MVLM: Template-Free Tracking via Vision-Language Margin Confidence and Memory-Gated Tracking¶
Conference: CVPR 2026
Paper: CVF Open Access
Code: Project Page
Area: Multimodal VLM / Visual Tracking
Keywords: Template-free tracking, language-guided, vision-language correlation, confidence gating, relocalization
TL;DR¶
MVLM proposes a single-object tracking paradigm that uses only natural language without any initial bounding boxes or visual templates: it localizes targets through vision-language correlation and designs a confidence metric that integrates "correlation margin + classification margin + temporal memory" to dynamically switch between "compact ROI local search" and "full-image relocalization," achieving state-of-the-art (SOTA) pure language-based tracking on TNL2K, LaSOT, OTB99, and MGIT benchmarks.
Background & Motivation¶
Background: Natural language-guided "template-free tracking" (TF) is highly attractive—users do not need to manually draw bounding boxes in the first frame; giving a textual description is sufficient to track any object, and even changing a sentence midway allows seamless switching to a new target, which is ideal for open-world and human-computer interaction scenarios. However, existing language tracking frameworks (JointNLT, UVLTrack, QueryNLT, etc.) nominally "use language" but actually still rely on a visual template from the first frame or an initial bounding box from grounding as a visual anchor, treating language only as an auxiliary cue for initialization. Essentially, they remain template-based trackers.
Limitations of Prior Work: The most naive pure language-based approach is to directly compute the correlation between the "search image visual features" and the "language query," selecting the region with the highest correlation as the target. However, relying solely on instantaneous correlation is extremely unstable: when the search area is large, spatial uncertainty scales with the area. In the presence of distractors, occlusions, and appearance changes, vision-language saliency becomes ambiguous, causing the tracker to either mislocalize or completely lose the target.

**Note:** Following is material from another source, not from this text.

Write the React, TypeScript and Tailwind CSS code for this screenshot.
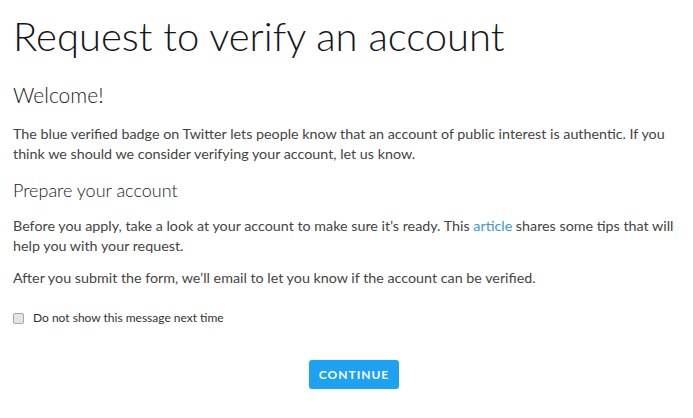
import React, { useState } from 'react';

const App: React.FC = () => {
  const [hide, setHide] = useState(false);

  return (
    <div className="w-[693px] h-[418px] bg-white px-[13px] pt-[12px] font-['Lato','Noto_Sans',sans-serif] text-[#333]">
      <h1 className="text-[40px] leading-[48px] font-light text-[#14171a]">Request to verify an account</h1>
      <h2 className="mt-[21px] text-[21px] leading-[28px] font-light text-[#222]">Welcome!</h2>
      <p className="mt-[15px] text-[14.3px] leading-[20px] text-[#444]">
        The blue verified badge on Twitter lets people know that an account of public interest is authentic. If you think we should we consider verifying your account, let us know.
      </p>
      <h3 className="mt-[14px] text-[18px] leading-[24px] font-light text-[#222]">Prepare your account</h3>
      <p className="mt-[14px] text-[14.3px] leading-[20px] text-[#444]">
        Before you apply, take a look at your account to make sure it’s ready. This{' '}
        <a href="#" className="text-[#3b94d9]">article</a> shares some tips that will help you with your request.
      </p>
      <p className="mt-[12px] text-[14.3px] leading-[20px] text-[#444]">
        After you submit the form, we’ll email to let you know if the account can be verified.
      </p>
      <label className="mt-[22px] flex items-center h-[16px] text-[12px] leading-[16px] text-[#333]">
        <input
          type="checkbox"
          checked={hide}
          onChange={e => setHide(e.target.checked)}
          className="appearance-none w-[11px] h-[11px] mr-[9px] rounded-[2px] border border-[#a6a6a6] bg-[#e4e4e4] checked:bg-[#1da1f2] checked:border-[#1da1f2]"
        />
        Do not show this message next time
      </label>
      <div className="mt-[34px] pl-[15px] flex justify-center">
        <button className="w-[90px] h-[29px] rounded-[3px] bg-[#1da1f2] text-white text-[12px] font-bold tracking-[1px]">
          CONTINUE
        </button>
      </div>
    </div>
  );
};

export default App;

Key Challenge: To achieve stability, the search area must be narrowed down to a Region of Interest (ROI) (reducing spatial uncertainty). However, narrowing the search space forfeits the ability to "re-detect after losing tracking" and "re-localize after switching targets"—there is a trade-off between the "narrowness" (accuracy/stability) and "width" (recoverability) of the search range. Deciding when to narrow and when to widen depends heavily on the confidence of the current localization, but confidence itself has not been quantified.
Goal: Without relying on any visual templates, (1) extract discriminative saliency from VL correlation; (2) formulate a confidence metric to online decide whether the search range should be local or global.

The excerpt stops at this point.